2. Im Fall eines einem Hoechstgericht zuzurechnenden Verstoßes eines Mitgliedstaats gegen das Gemeinschaftsrecht haben die Geschädigten einen Ersatzanspruch, wenn die verletzte Vorschrift des Gemeinschaftsrechts ihnen Rechte verleihen soll, wenn der Verstoß hinreichend qualifiziert ist und wenn zwischen ihm und dem erlittenen Schaden ein unmittelbarer Kausalzusammenhang besteht. Unter diesem Vorbehalt ist es im Rahmen des nationalen Haftungsrechts Sache des Staates, die Folgen des Schadens zu beseitigen, der durch den ihm zuzurechnenden Verstoß gegen das Gemeinschaftsrecht entstanden ist, wobei die im nationalen Recht aufgestellten Voraussetzungen nicht ungünstiger sein dürfen als die Voraussetzungen bei entsprechenden Rechtsbehelfen, die das innerstaatliche Recht betreffen, und nicht so ausgestaltet sein dürfen, dass sie die Erlangung der Entschädigung unmöglich machen oder übermäßig erschweren.
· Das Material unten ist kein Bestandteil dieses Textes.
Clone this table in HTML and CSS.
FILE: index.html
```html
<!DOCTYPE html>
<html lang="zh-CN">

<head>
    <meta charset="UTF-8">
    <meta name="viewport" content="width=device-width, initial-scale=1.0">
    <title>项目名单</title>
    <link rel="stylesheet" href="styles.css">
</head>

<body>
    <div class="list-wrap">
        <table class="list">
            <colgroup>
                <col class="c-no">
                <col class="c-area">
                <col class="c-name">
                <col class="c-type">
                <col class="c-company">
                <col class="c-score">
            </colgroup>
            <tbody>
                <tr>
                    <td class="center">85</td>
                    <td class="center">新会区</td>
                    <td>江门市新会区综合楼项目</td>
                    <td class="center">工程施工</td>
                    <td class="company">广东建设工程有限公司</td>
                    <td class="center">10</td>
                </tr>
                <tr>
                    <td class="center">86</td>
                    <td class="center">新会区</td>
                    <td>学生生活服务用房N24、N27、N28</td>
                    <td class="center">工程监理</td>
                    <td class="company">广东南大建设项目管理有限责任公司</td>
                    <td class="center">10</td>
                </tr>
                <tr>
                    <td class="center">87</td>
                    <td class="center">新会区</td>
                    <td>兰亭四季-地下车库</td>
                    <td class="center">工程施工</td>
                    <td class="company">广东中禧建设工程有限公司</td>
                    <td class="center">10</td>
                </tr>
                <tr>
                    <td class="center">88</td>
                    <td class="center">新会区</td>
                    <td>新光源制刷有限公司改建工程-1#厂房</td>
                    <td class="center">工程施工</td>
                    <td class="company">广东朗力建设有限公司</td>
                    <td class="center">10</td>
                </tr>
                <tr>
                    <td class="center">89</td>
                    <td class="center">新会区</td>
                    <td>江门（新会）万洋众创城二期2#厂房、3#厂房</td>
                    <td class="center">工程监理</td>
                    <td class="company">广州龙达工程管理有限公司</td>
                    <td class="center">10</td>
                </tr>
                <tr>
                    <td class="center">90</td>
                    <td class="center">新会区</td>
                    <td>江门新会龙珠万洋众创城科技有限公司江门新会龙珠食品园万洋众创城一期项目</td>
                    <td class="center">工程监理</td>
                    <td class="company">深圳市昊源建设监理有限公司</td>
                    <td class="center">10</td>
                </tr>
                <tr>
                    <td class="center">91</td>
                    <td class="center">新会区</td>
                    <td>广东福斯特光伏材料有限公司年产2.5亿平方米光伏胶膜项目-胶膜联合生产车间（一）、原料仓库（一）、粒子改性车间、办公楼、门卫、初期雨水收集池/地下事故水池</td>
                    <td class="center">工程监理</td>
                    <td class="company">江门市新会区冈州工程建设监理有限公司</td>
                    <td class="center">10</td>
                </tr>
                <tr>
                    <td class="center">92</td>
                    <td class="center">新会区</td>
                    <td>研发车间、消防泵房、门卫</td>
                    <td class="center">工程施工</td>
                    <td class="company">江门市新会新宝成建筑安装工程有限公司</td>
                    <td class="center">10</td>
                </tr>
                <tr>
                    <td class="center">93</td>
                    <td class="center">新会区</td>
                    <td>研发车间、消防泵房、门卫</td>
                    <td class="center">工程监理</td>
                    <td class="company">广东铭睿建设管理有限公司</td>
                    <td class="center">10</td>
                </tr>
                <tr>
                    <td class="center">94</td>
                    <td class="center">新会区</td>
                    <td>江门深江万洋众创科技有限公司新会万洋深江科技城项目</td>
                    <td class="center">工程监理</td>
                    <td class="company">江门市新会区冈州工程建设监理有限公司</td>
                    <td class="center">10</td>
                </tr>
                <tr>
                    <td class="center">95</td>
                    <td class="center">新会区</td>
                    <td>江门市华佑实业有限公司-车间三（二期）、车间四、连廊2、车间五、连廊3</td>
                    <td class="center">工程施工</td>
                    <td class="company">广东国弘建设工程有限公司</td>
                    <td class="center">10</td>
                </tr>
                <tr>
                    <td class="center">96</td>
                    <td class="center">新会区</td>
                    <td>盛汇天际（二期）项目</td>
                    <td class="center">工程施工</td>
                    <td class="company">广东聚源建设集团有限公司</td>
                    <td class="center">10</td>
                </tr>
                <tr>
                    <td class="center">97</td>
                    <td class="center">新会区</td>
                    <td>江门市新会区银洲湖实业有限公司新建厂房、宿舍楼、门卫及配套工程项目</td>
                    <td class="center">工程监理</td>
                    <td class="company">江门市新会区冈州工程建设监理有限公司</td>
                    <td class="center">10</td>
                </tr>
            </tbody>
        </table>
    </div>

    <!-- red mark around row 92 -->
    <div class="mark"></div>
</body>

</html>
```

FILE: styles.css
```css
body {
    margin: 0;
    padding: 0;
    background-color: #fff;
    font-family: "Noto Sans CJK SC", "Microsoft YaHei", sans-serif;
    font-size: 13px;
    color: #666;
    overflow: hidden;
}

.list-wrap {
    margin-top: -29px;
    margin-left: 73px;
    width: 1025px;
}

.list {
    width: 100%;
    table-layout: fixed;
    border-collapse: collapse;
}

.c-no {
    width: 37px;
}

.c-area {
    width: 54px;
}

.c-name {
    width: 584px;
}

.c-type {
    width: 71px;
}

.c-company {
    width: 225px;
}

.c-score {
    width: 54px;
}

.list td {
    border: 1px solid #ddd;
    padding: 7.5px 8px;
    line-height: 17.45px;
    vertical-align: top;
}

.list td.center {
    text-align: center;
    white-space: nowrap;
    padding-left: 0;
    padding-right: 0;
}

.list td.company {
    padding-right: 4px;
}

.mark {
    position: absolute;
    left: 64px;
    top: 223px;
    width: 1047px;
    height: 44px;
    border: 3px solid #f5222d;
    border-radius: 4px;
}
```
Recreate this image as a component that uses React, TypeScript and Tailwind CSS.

3. Der Grundsatz, wonach es vorbehaltlich der Gewährleistung wirksamen gerichtlichen Rechtsschutzes Sache der Rechtsordnung jedes Mitgliedstaats ist, zu bestimmen, welches Gericht für die Entscheidung von Rechtsstreitigkeiten zuständig ist, in denen es um individuelle, auf dem Gemeinschaftsrecht beruhende Rechte geht, findet auf die Schadensersatzklage eines Einzelnen gegen einen Mitgliedstaat wegen eines angeblichen Verstoßes eines Hoechstgerichts gegen das Gemeinschaftsrecht Anwendung.

4. Allein die nationalen Gerichte haben zu beurteilen, ob die materiellen Voraussetzungen für die Haftung des Staates für ein Hoechstgericht erfuellt sind, und insbesondere zu ermitteln, ob der dem fraglichen Verstoß gegen das Gemeinschaftsrecht zugrunde liegende Rechtsfehler entschuldbar oder unentschuldbar ist. Dabei können sie die vom Gerichtshof insoweit gegebenen Erläuterungen berücksichtigen.

5. Artikel 39 EG ist dahin auszulegen, dass er dem Einzelnen Rechte verleihen soll. Unter Umständen wie denen des Ausgangsverfahrens ist davon auszugehen, dass der von dem betreffenden Hoechstgericht in Bezug auf Bedeutung und Tragweite dieses Artikels des Vertrages begangene Fehler unentschuldbar ist und somit die Haftung des Staates auslösen kann.